The DARIAH Beyond Europe (DBE) event, held on October 2-4, in Washington was the second of the series of workshops dedicated to international cooperation and knowledge exchange. The workshop, hosted by the Library of Congress (LoC), brought together digital humanists from the US east coast and Europe to exchange ideas and discuss the state of play in the two continents. The event was part of the Horizon 2020 funded project DESIR.
“Research infrastructures and libraries are natural allies in the business of sharing knowledge,” said DARIAH Director Toma Tasovac. “The workshop at the Library of Congress was a great opportunity for us not only to showcase DARIAH and our research infrastructure landscape – a uniquely European phenomenon – but also to explore possible roads of cooperation with our American colleagues.”
The event was structured around three knowledge exchange sessions: Digital Newspapers & Text Analysis, Infrastructural Challenges for Public Humanities and Using web archives in humanities research.
Abigail Potter, Senior Innovation Specialist with the Library of Congress Digital Innovation Lab moderated the first session. From the European point of view, Mikko Tolonen, Assistant Professor at the Department of Digital Humanities, University of Helsinki, gave an overview of the current state of digital newspaper work in Europe, while Antoine Doucet, Professor of Computer Science at the University of La Rochelle and Principal Investigator of the ground-breaking Horizon 2020 funded project, NewsEye, which aims at developing tools and methods for effective exploration of digital newspapers by means of new technologies. Deborah Thomas, Program Manager at the LoC, presented the National Digital Newspaper Program, a project started in 2003 to create and maintain a digital archive of significant historic newspapers published in the US, which led to the launch of the website Chronicling America which now contains more than 14 millions pages online. The first day ended with a series of lightning talks aimed at showing some projects and initiatives both in the US and Europe.
The second session, chaired by Professor Christophe Verbruggen, Director of the Ghent Centre for Digital Humanities, was centered around Public Humanities. Meghan Ferriter, Senior Innovation Specialist at the Library of Congress, described how the Library enables transformational experiences by connecting users to its digital collections. This was complemented by presentations from Fien Danniau of the University of Ghent and Stephen Robertson of the Roy Rosenzweig Center for History and New Media explored the challenges of Public Humanities respectively in Europe and in the US.

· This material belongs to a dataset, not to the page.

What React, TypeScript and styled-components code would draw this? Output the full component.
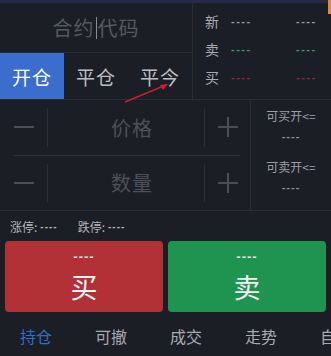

The final knowledge exchange session focused on web archives with an additional international point of view, as Olga Holownia presented IICP, the International Internet Preservation Consortium, which represents organisations form over 45 countries with the aim of acquiring, preserving and making accessible knowledge and information from the Internet for future generations. Kees Teszelszky from the National Library Netherlands gave a short history of web archiving efforts in Europe and described the difficult situation in terms of copyright and legal issues and different approaches to overcoming these challenges. Abigail Grotke, Web Archiving Team Lead at the Library of Congress gave an overview of the current situation in the US, characterised by the absence of a legal deposit, and showed what types of collections are recorded.
Furthermore, two inspiring keynotes were given by Jason Rhody (“Posting Signs and Filling Potholes on the Information Superhighway: Toward a Research-Ready Scholarly Infrastructure”) and jointly by Laurie Allen and Stewart Varner (“Collections as Data: Digital Collections for Emerging Research Methods“). The challenges of creating ‘research-ready infrastructures’ as well as how to provide sustainable access to digital cultural heritage collections are both at the heart of work undertaken by DARIAH in Europe, as exemplified by our comparable Heritage Data Reuse Charter.
The workshop was also attended by the Library of Congress’ Director of Digital Strategy, Kate Zwaard. For Kate “an event like this is important to the Library of Congress because it allows us to engage in partnership opportunities with our friends and colleagues at other institutions. As we have outlined in our recently published Digital Strategy, we believe that collaborating with other allows our resources to stretch further, we so can do more together than any of us can do alone.” This event was an important first step to foster international cooperation between US and European colleagues as well as a catalyst for ongoing collaborations in the future.